Он так и не узнал, каким образом погибла девочка, был ли там криминал или просто несчастный случай. Иногда, к счастью редко, только в состоянии крайней усталости, раздражения, недосыпа, ему мерещились эти косички с бантами, как их заплетают ловкие женские руки, а девочка смотрит на себя в зеркало, улыбается, гримасничает, показывает язык, вертится. Дальше ничего не происходило, воображение отключалось, но это было хуже любого, самого кровавого кошмара.
Трое суток назад, увидев красивые мешочки с лавандой в квартире Лилии Коломеец, он опять вспомнил рыжую первоклашку с ее аккуратными косичками и голубыми бантиками.
Июньские сумерки отливали дымчатой капроновой голубизной. Илья Никитич брел не спеша по рыхлому сероватому ковру из тополиного пуха, щурился на огненное закатное солнце, висевшее между двумя белыми девятиэтажками, и пытался подвести хотя бы приблизительный итог.

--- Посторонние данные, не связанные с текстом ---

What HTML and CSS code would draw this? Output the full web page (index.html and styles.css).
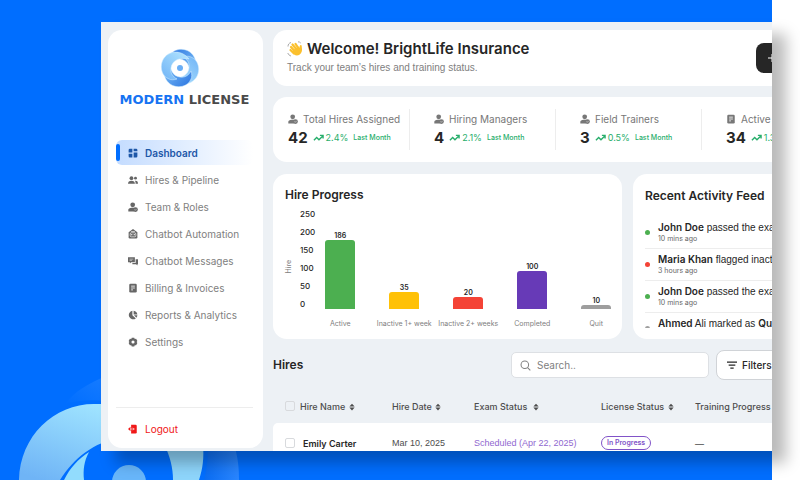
FILE: index.html
```html
<!DOCTYPE html>
<html lang="en-us">
	<head>
		<meta charset="UTF-8">
		<meta name="viewport" content="width=device-width, initial-scale=1.0">
		<title>Modern License</title>
		<link rel="stylesheet" href="styles.css">
	</head>

	<body>
		<!-- Shared icons -->
		<svg class="sprite" aria-hidden="true">
			<symbol id="icoUser" viewBox="0 0 16 16">
				<circle cx="7.5" cy="4.5" r="3.8"/>
				<path d="M0.500 15v-2.500c0-2 2-3.500 5-3.500h5v6z"/>
				<circle cx="12" cy="12" r="3.800"/>
				<path d="M10.300 12l1.300 1.300 2.200-2.300" fill="none" stroke="#fff" stroke-width="0.800"/>
			</symbol>
			<symbol id="icoDoc" viewBox="0 0 16 16">
				<rect x="2" y="1" width="12" height="14" rx="2"/>
				<path d="M5 5h6M5 8h6M5 11h3" stroke="#fff" stroke-width="1.300"/>
			</symbol>
			<symbol id="icoTrend" viewBox="0 0 12 8">
				<path d="M1 6.500l3-3 2.500 2.500L11 1.500M7.500 1.200H11v3.300" fill="none" stroke="currentColor" stroke-width="1.500"/>
			</symbol>
			<symbol id="icoSort" viewBox="0 0 8 10">
				<path d="M4 .5L7.500 4.300h-7zM4 9.500L.5 5.700h7z"/>
			</symbol>
		</svg>

		<section class="hero">
			<!-- Background emblem -->
			<svg class="emblem" viewBox="0 0 270 120" aria-hidden="true">
				<defs>
					<linearGradient id="ringFill" x1="0.700" y1="0" x2="0.200" y2="1">
						<stop offset="0" stop-color="#9fe3ff"/>
						<stop offset="1" stop-color="#6fb4f6"/>
					</linearGradient>
					<linearGradient id="fadeFill" x1="0" y1="1" x2="1" y2="0">
						<stop offset="0" stop-color="#3f94ff" stop-opacity="0"/>
						<stop offset="1" stop-color="#3f94ff" stop-opacity="0.400"/>
					</linearGradient>
					<linearGradient id="sideFill" x1="0" y1="0" x2="1" y2="0">
						<stop offset="0" stop-color="#0a6cf2"/>
						<stop offset="1" stop-color="#2a86ff"/>
					</linearGradient>
				</defs>
				<path d="M65 44C74 32 87 24 110 14V42C94 39 79 40 65 44z" fill="url(#fadeFill)"/>
				<path d="M19 120C20 76 54 44 94 44H120V78C94 82 74 98 60 120z" fill="url(#ringFill)"/>
				<path d="M89 92C84 101 83 110 84 120H64C70 108 78 99 89 92z" fill="#92dcfd"/>
				<path d="M164 84C170 96 173 108 173 120H199C203 108 204 98 203 84z" fill="#8ed5fb"/>
				<path d="M208 84C208 98 207 108 204 120H239C239 107 238 98 234 84z" fill="url(#sideFill)"/>
				<circle cx="129" cy="122" r="17" fill="#68b6fa"/>
			</svg>

			<div class="app">
				<aside class="sidebar">
					<div class="brand">
						<svg class="brandMark" viewBox="0 0 40 40" aria-hidden="true">
							<defs>
								<linearGradient id="petalDark" x1="0" y1="0" x2="1" y2="1">
									<stop offset="0" stop-color="#2a73e0"/>
									<stop offset="1" stop-color="#8accfb"/>
								</linearGradient>
								<linearGradient id="petalLight" x1="0" y1="0" x2="1" y2="1">
									<stop offset="0" stop-color="#6fb3f6"/>
									<stop offset="1" stop-color="#b5e7ff"/>
								</linearGradient>
							</defs>
							<g stroke="#d9f1ff" stroke-width="0.500">
								<path id="petal" d="M9 9C12 1 23-1 30 4C38 10 38 22 29 29C31 20 28 12 20 11C15 10 11 13 9 17C8 14 8 11 9 9z" fill="url(#petalDark)"/>
								<path d="M9 9C12 1 23-1 30 4C38 10 38 22 29 29C31 20 28 12 20 11C15 10 11 13 9 17C8 14 8 11 9 9z" fill="url(#petalLight)" transform="rotate(90 20 20)"/>
								<use href="#petal" transform="rotate(180 20 20)"/>
								<path d="M9 9C12 1 23-1 30 4C38 10 38 22 29 29C31 20 28 12 20 11C15 10 11 13 9 17C8 14 8 11 9 9z" fill="url(#petalLight)" transform="rotate(270 20 20)"/>
							</g>
							<circle cx="20" cy="20" r="7" fill="#fff"/>
							<circle cx="20" cy="20" r="3" fill="#6aaef5"/>
						</svg>
						<div class="brandName"><span>MODERN</span> LICENSE</div>
					</div>

					<nav class="menu">
						<a class="active" href="#">
							<svg viewBox="0 0 16 16"><path d="M1 3a2 2 0 0 1 2-2h4v6H1zM9 1h4a2 2 0 0 1 2 2v2H9zM9 7h6v6a2 2 0 0 1-2 2H9zM1 9h6v6H3a2 2 0 0 1-2-2z"/></svg>
							Dashboard
						</a>
						<a href="#">
							<svg viewBox="0 0 16 16"><circle cx="5.500" cy="5" r="3"/><path d="M0 14c0-3 2-5 5.500-5s5.500 2 5.500 5z"/><circle cx="12" cy="5" r="2.300"/><path d="M12 14h4c0-3-1-5-4-5h-1c1 1.500 1.500 3 1 5z"/></svg>
							Hires &amp; Pipeline
						</a>
						<a href="#">
							<svg><use href="#icoUser"/></svg>
							Team &amp; Roles
						</a>
						<a href="#">
							<svg viewBox="0 0 16 16"><path d="M8 0l7 5v8a2 2 0 0 1-2 2H3a2 2 0 0 1-2-2V5z"/><rect x="3.500" y="6" width="9" height="6.500" rx="2" fill="none" stroke="#fff"/><circle cx="6" cy="9" r="1" fill="#fff"/><circle cx="10" cy="9" r="1" fill="#fff"/><path d="M5 4h6" stroke="#fff"/></svg>
							Chatbot Automation
						</a>
						<a href="#">
							<svg viewBox="0 0 16 16"><path d="M0 2h11v8H5l-2 2v-2H0z"/><path d="M12.200 5H16v8h-1v2l-2-2H7v-1.800h5.200z"/><path d="M2.500 5h6M2.500 7h4" stroke="#fff" stroke-width="0.800"/></svg>
							Chatbot Messages
						</a>
						<a href="#">
							<svg><use href="#icoDoc"/></svg>
							Billing &amp; Invoices
						</a>
						<a href="#">
							<svg viewBox="0 0 16 16"><path d="M7 1v7.500l5.500 5A7 7 0 1 1 7 1z"/><path d="M9 1a7 7 0 0 1 6 6H9zM9.500 8.500H15a6 6 0 0 1-1.500 3.800z"/></svg>
							Reports &amp; Analytics
						</a>
						<a href="#">
							<svg viewBox="0 0 16 16"><path fill-rule="evenodd" d="M6 1h4l.8 2 2.200-.2 2 3.500L13.800 8 15 9.700l-2 3.500-2.200-.2-.8 2H6l-.8-2-2.200.2-2-3.500L2.200 8 1 6.300l2-3.500 2.200.2zM8 5.500a2.500 2.500 0 1 0 0 5 2.500 2.500 0 0 0 0-5z"/></svg>
							Settings
						</a>
					</nav>

					<div class="logout">
						<a href="#">
							<svg viewBox="0 0 16 16"><path d="M5 1h7a2 2 0 0 1 2 2v10a2 2 0 0 1-2 2H5z"/><path d="M0 8l4-3.500v7z"/><path d="M4 8h6M8 6l2 2-2 2" fill="none" stroke="#fff"/></svg>
							Logout
						</a>
					</div>
				</aside>

				<main class="content">
					<header class="card welcome">
						<div>
							<h1>
								<svg viewBox="0 0 16 16" aria-hidden="true">
									<g fill="none" stroke="#fbc02d" stroke-linecap="round" stroke-width="2.200">
										<path d="M4 6l4.500 5M5.500 3.500L10 9M8.500 2.800L12 8"/>
										<path d="M3.500 9l3.500 3.500"/>
									</g>
									<path d="M5 10l6.500-4.500 1.200 1.500c-.3-1.500 0-3 1.200-3 1 0 .8 1.500 1.100 4C15.300 11.500 13 14.500 10 14.500 7.800 14.500 6 12.500 5 10z" fill="#fbc02d"/>
									<path d="M1 5.500C1 3.500 2 2 4 1.500M.8 12c.5 1.500 1.700 2.600 3.200 3M11 .8c1.300 0 2 .4 2.700 1.200" fill="none" stroke="#a9a9a9" stroke-width="1"/>
								</svg>
								Welcome! BrightLife Insurance
							</h1>
							<p>Track your team’s hires and training status.</p>
						</div>
						<button class="addButton" type="button" aria-label="Add hire">
							<svg viewBox="0 0 8 8" aria-hidden="true"><path d="M4 0v8M0 4h8" stroke="#fff"/></svg>
						</button>
					</header>

					<section class="card stats">
						<div class="stat">
							<h3><svg><use href="#icoUser"/></svg>Total Hires Assigned</h3>
							<p><b>42</b><svg><use href="#icoTrend"/></svg><span>2.4%</span><small>Last Month</small></p>
						</div>
						<div class="stat">
							<h3><svg><use href="#icoUser"/></svg>Hiring Managers</h3>
							<p><b>4</b><svg><use href="#icoTrend"/></svg><span>2.1%</span><small>Last Month</small></p>
						</div>
						<div class="stat">
							<h3><svg><use href="#icoUser"/></svg>Field Trainers</h3>
							<p><b>3</b><svg><use href="#icoTrend"/></svg><span>0.5%</span><small>Last Month</small></p>
						</div>
						<div class="stat">
							<h3><svg><use href="#icoDoc"/></svg>Active</h3>
							<p><b>34</b><svg><use href="#icoTrend"/></svg><span>1.3%</span></p>
						</div>
					</section>

					<div class="panels">
						<section class="card progress">
							<h2>Hire Progress</h2>
							<div class="chart">
								<div class="axisTitle">Hire</div>
								<div class="axis">
									<span>250</span><span>200</span><span>150</span><span>100</span><span>50</span><span>0</span>
								</div>
								<div class="bars">
									<div class="barItem"><div class="plot"><b>186</b><i class="bar green" style="height: 73%"></i></div><span>Active</span></div>
									<div class="barItem"><div class="plot"><b>35</b><i class="bar yellow" style="height: 18%"></i></div><span>Inactive 1+ week</span></div>
									<div class="barItem"><div class="plot"><b>20</b><i class="bar red" style="height: 13%"></i></div><span>Inactive 2+ weeks</span></div>
									<div class="barItem"><div class="plot"><b>100</b><i class="bar purple" style="height: 40%"></i></div><span>Completed</span></div>
									<div class="barItem"><div class="plot"><b>10</b><i class="bar gray" style="height: 4%"></i></div><span>Quit</span></div>
								</div>
							</div>
						</section>

						<section class="card feed">
							<h2>Recent Activity Feed</h2>
							<ul>
								<li class="good"><p><b>John Doe</b> passed the exam</p><small>10 mins ago</small></li>
								<li class="bad"><p><b>Maria Khan</b> flagged inactive</p><small>3 hours ago</small></li>
								<li class="good"><p><b>John Doe</b> passed the exam</p><small>10 mins ago</small></li>
								<li><p><b>Ahmed</b> Ali marked as <b>Quit</b></p></li>
							</ul>
						</section>
					</div>

					<section class="hires">
						<div class="toolbar">
							<h2>Hires</h2>
							<label class="search">
								<svg viewBox="0 0 16 16" aria-hidden="true"><circle cx="7" cy="7" r="5.500"/><path d="M11 11l4 4"/></svg>
								<input type="text" placeholder="Search.." aria-label="Search hires">
							</label>
							<button class="filterButton" type="button">
								<svg viewBox="0 0 12 10" aria-hidden="true"><path d="M0 1h12M2 4.500h8M4 8h4" stroke="currentColor" stroke-width="1.500"/></svg>
								Filters
							</button>
						</div>
						<table>
							<thead>
								<tr>
									<th class="colCheck"><input type="checkbox" aria-label="Select all"></th>
									<th class="colName">Hire Name <svg><use href="#icoSort"/></svg></th>
									<th class="colDate">Hire Date <svg><use href="#icoSort"/></svg></th>
									<th class="colExam">Exam Status &nbsp;<svg><use href="#icoSort"/></svg></th>
									<th class="colLicense">License Status <svg><use href="#icoSort"/></svg></th>
									<th>Training Progress<svg><use href="#icoSort"/></svg></th>
								</tr>
							</thead>
							<tbody>
								<tr>
									<td><input type="checkbox" aria-label="Select Emily Carter"></td>
									<td class="name">Emily Carter</td>
									<td class="date">Mar 10, 2025</td>
									<td class="scheduled">Scheduled (Apr 22, 2025)</td>
									<td><span class="badge">In Progress</span></td>
									<td>—</td>
								</tr>
							</tbody>
						</table>
					</section>
				</main>
			</div>
		</section>
	</body>
</html>
```
FILE: styles.css
```css
*
{
	box-sizing: border-box;
}

body
{
	margin: 0;
	background: #FFFFFF;
	color: #262626;
	font-family: Inter, "Liberation Sans", sans-serif;
	font-size: 10px;
	overflow: hidden;
}

h1, h2, h3, p, ul
{
	margin: 0;
	padding: 0;
}

a
{
	color: inherit;
	text-decoration: none;
}

svg
{
	flex: none;
	fill: currentColor;
}

button, input
{
	font: inherit;
	color: inherit;
}

.sprite
{
	display: none;
}

.hero
{
	position: relative;
	height: 100vh;
	margin-right: 28px;
	padding: 22px 0 29px 101px;
	background: #006EFF;
}

.emblem
{
	position: absolute;
	left: 0;
	bottom: 0;
	width: 270px;
	height: 120px;
}

.app
{
	position: relative;
	display: flex;
	gap: 10px;
	height: 100%;
	padding: 8px 0 3px 7px;
	background: #EDF1F5;
	box-shadow: 14px 12px 14px rgba(0, 0, 0, 0.27);
	overflow: hidden;
}

.card
{
	background: #FFFFFF;
	border-radius: 14px;
}

/* Sidebar */
.sidebar
{
	display: flex;
	flex: none;
	flex-direction: column;
	width: 155px;
	padding: 18px 10px 0 8px;
	background: #FFFFFF;
	border-radius: 14px;
}

.brand
{
	display: flex;
	flex-direction: column;
	align-items: center;
	margin-bottom: 34px;
}

.brandMark
{
	width: 40px;
	height: 40px;
	margin-right: 10px;
}

.brandName
{
	margin-top: 6px;
	color: #4A4A4A;
	font-family: "DejaVu Sans", sans-serif;
	font-size: 13px;
	font-weight: bold;
	line-height: 12px;
	white-space: nowrap;
}

.brandName span
{
	color: #1673F2;
}

.menu
{
	display: flex;
	flex-direction: column;
	gap: 2px;
}

.menu a, .logout a
{
	display: flex;
	align-items: center;
	gap: 7px;
	height: 25px;
	padding-left: 12px;
	color: #808080;
	white-space: nowrap;
}

.menu svg, .logout svg
{
	width: 10px;
	height: 10px;
}

.menu svg
{
	color: #666666;
}

.menu .active
{
	position: relative;
	border-radius: 6px;
	background: linear-gradient(90deg, #C4DCFF, #FFFFFF);
	color: #1D57A8;
	font-weight: 600;
}

.menu .active::before
{
	content: "";
	position: absolute;
	top: 4px;
	bottom: 4px;
	left: 0;
	width: 4px;
	border-radius: 2px;
	background: #006EFF;
}

.menu .active svg
{
	color: #1D57A8;
}

.logout
{
	margin-top: auto;
	padding: 8px 0 7px;
	border-top: 1px solid #EDEDED;
}

.logout a
{
	color: #F01818;
}

/* Main column */
.content
{
	flex: 1 0 607px;
}

.welcome
{
	display: flex;
	align-items: center;
	justify-content: space-between;
	height: 56px;
	padding: 0 14px;
}

.welcome h1
{
	display: flex;
	align-items: center;
	gap: 4px;
	font-size: 15px;
	font-weight: 600;
	line-height: 20px;
}

.welcome h1 svg
{
	width: 16px;
	height: 16px;
}

.welcome p
{
	color: #808080;
	font-family: "Liberation Sans", sans-serif;
	line-height: 18px;
}

.addButton
{
	width: 110px;
	height: 30px;
	padding: 0 12px;
	border: 0;
	border-radius: 8px;
	background: #262626;
	text-align: left;
}

.addButton svg
{
	width: 8px;
	height: 8px;
}

.stats
{
	display: grid;
	grid-template-columns: repeat(4, 146px);
	margin-top: 11px;
	padding: 12px 0;
}

.stat
{
	height: 41px;
	padding-left: 15px;
	white-space: nowrap;
}

.stat + .stat
{
	position: relative;
}

.stat + .stat::before
{
	content: "";
	position: absolute;
	top: 0;
	bottom: 0;
	left: -10px;
	border-left: 1px solid #EDEDED;
}

.stat h3
{
	display: flex;
	align-items: center;
	gap: 5px;
	color: #777777;
	font-size: 10px;
	font-weight: 400;
	line-height: 20px;
}

.stat h3 svg
{
	width: 10px;
	height: 10px;
}

.stat p
{
	display: flex;
	align-items: center;
	line-height: 18px;
	color: #27AE6B;
}

.stat b
{
	margin-right: 5px;
	color: #262626;
	font-size: 15px;
}

.stat p svg
{
	width: 11px;
	height: 8px;
	margin-right: 2px;
}

.stat span
{
	font-size: 9px;
}

.stat small
{
	margin-left: 5px;
	font-size: 7px;
	font-weight: 500;
}

.panels
{
	display: grid;
	grid-template-columns: 349px 1fr;
	grid-template-rows: 165px;
	gap: 11px;
	margin-top: 12px;
}

h2
{
	font-size: 12px;
	font-weight: 600;
	line-height: 16px;
}

/* Chart */
.progress
{
	padding: 13px 10px 0 12px;
}

.chart
{
	display: flex;
	margin-top: 2px;
}

.axisTitle
{
	align-self: center;
	width: 8px;
	color: #808080;
	font-size: 7px;
	line-height: 8px;
	writing-mode: vertical-rl;
	transform: rotate(180deg);
}

.axis
{
	display: flex;
	flex-direction: column;
	width: 16px;
	margin-left: 7px;
	font-size: 8px;
	font-weight: 500;
	line-height: 18px;
}

.bars
{
	display: grid;
	grid-template-columns: repeat(5, 64px);
	margin-left: -7px;
}

.barItem
{
	display: flex;
	flex-direction: column;
	align-items: center;
	color: #808080;
	font-size: 7px;
	white-space: nowrap;
}

.plot
{
	display: flex;
	flex-direction: column;
	align-items: center;
	justify-content: flex-end;
	height: 104px;
	padding-top: 9px;
}

.plot b
{
	color: #262626;
	font-weight: 600;
	line-height: 9px;
}

.bar
{
	flex: none;
	width: 30px;
	border-radius: 3px 3px 0 0;
}

.green
{
	background: #4CAF50;
}

.yellow
{
	background: #FFC107;
}

.red
{
	background: #F44336;
}

.purple
{
	background: #673AB7;
}

.gray
{
	background: #9E9E9E;
}

.barItem > span
{
	margin-top: 10px;
	line-height: 10px;
}

/* Activity feed */
.feed
{
	display: flex;
	flex-direction: column;
	padding: 14px 12px 11px;
}

.feed ul
{
	margin-top: 13px;
	overflow: hidden;
	list-style: none;
}

.feed li
{
	position: relative;
	height: 32px;
	padding: 4px 0 0 13px;
	border-bottom: 1px solid #EDEDED;
	white-space: nowrap;
}

.feed li::before
{
	content: "";
	position: absolute;
	top: 13px;
	left: 0;
	width: 5px;
	height: 5px;
	border-radius: 50%;
	background: #9E9E9E;
}

.feed .good::before
{
	background: #4CAF50;
}

.feed .bad::before
{
	background: #F44336;
}

.feed p
{
	font-family: "Liberation Sans", sans-serif;
	line-height: 13px;
}

.feed b
{
	font-family: Inter, sans-serif;
	font-weight: 600;
}

.feed small
{
	display: block;
	color: #666666;
	font-size: 7px;
	line-height: 9px;
}

/* Hires table */
.toolbar
{
	display: flex;
	align-items: center;
	height: 30px;
	margin-top: 11px;
}

.toolbar h2
{
	width: 238px;
}

.search
{
	display: flex;
	align-items: center;
	gap: 6px;
	width: 198px;
	height: 26px;
	margin-right: 7px;
	padding: 0 8px;
	border: 1px solid #DDE0E4;
	border-radius: 5px;
	background: #FFFFFF;
	color: #808080;
}

.search svg
{
	width: 11px;
	height: 11px;
	fill: none;
	stroke: #808080;
	stroke-width: 1.5;
}

.search input
{
	width: 100%;
	padding: 0;
	border: 0;
	outline: 0;
	background: none;
}

.search input::placeholder
{
	color: #808080;
}

.filterButton
{
	display: flex;
	align-items: center;
	gap: 5px;
	height: 30px;
	padding: 0 10px;
	border: 1px solid #D0D3D7;
	border-radius: 8px;
	background: #FFFFFF;
	font-weight: 500;
}

.filterButton svg
{
	width: 10px;
	height: 9px;
}

table
{
	width: 100%;
	margin-top: 9px;
	border-collapse: collapse;
	table-layout: fixed;
}

th, td
{
	padding: 0;
	text-align: left;
	white-space: nowrap;
}

th
{
	height: 34px;
	color: #4D4D4D;
	font-size: 9px;
	font-weight: 500;
}

th svg
{
	width: 6px;
	height: 8px;
	margin-left: 1px;
	vertical-align: -1px;
}

.colCheck
{
	width: 27px;
}

.colName
{
	width: 92px;
}

.colDate
{
	width: 82px;
}

.colExam
{
	width: 127px;
}

.colLicense
{
	width: 94px;
}

td
{
	height: 40px;
	background: #FFFFFF;
	color: #4D4D4D;
	font-size: 9px;
}

td:first-child
{
	border-radius: 5px 0 0 0;
}

.name
{
	padding-left: 3px;
	color: #262626;
	font-weight: 600;
}

.date, .scheduled
{
	font-family: "Liberation Sans", sans-serif;
}

.scheduled
{
	color: #9068D0;
}

.badge
{
	display: inline-block;
	padding: 0 5px;
	border: 1px solid #8153C8;
	border-radius: 7px;
	color: #8153C8;
	font-size: 7px;
	font-weight: 600;
	line-height: 12px;
}

input[type="checkbox"]
{
	display: block;
	width: 10px;
	height: 10px;
	margin: 0 0 0 12px;
	border: 1px solid #D8DADD;
	border-radius: 2px;
	appearance: none;
}
```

Прошло трое суток. Психологический портрет предполагаемого преступника, сложившийся у него в голове, был замешан на пьяном бреде бомжихи Симки и на его, следователя Бородина, личных эмоциях, а не на фактах и здравом смысле. Какие могут быть факты, какой здравый смысл, когда речь идет об огненном звере с красненькими рожками и поросячьим голосом? Между прочим, матерно визжать могла и девочка Люся. Другое дело, если бы бомжиха засвидетельствовала, что у зверя был глубокий бархатный бас. Вряд ли Люся сумела бы материться мужским голосом. А вот напялить на голову шапку-маску – это было ей вполне по силам.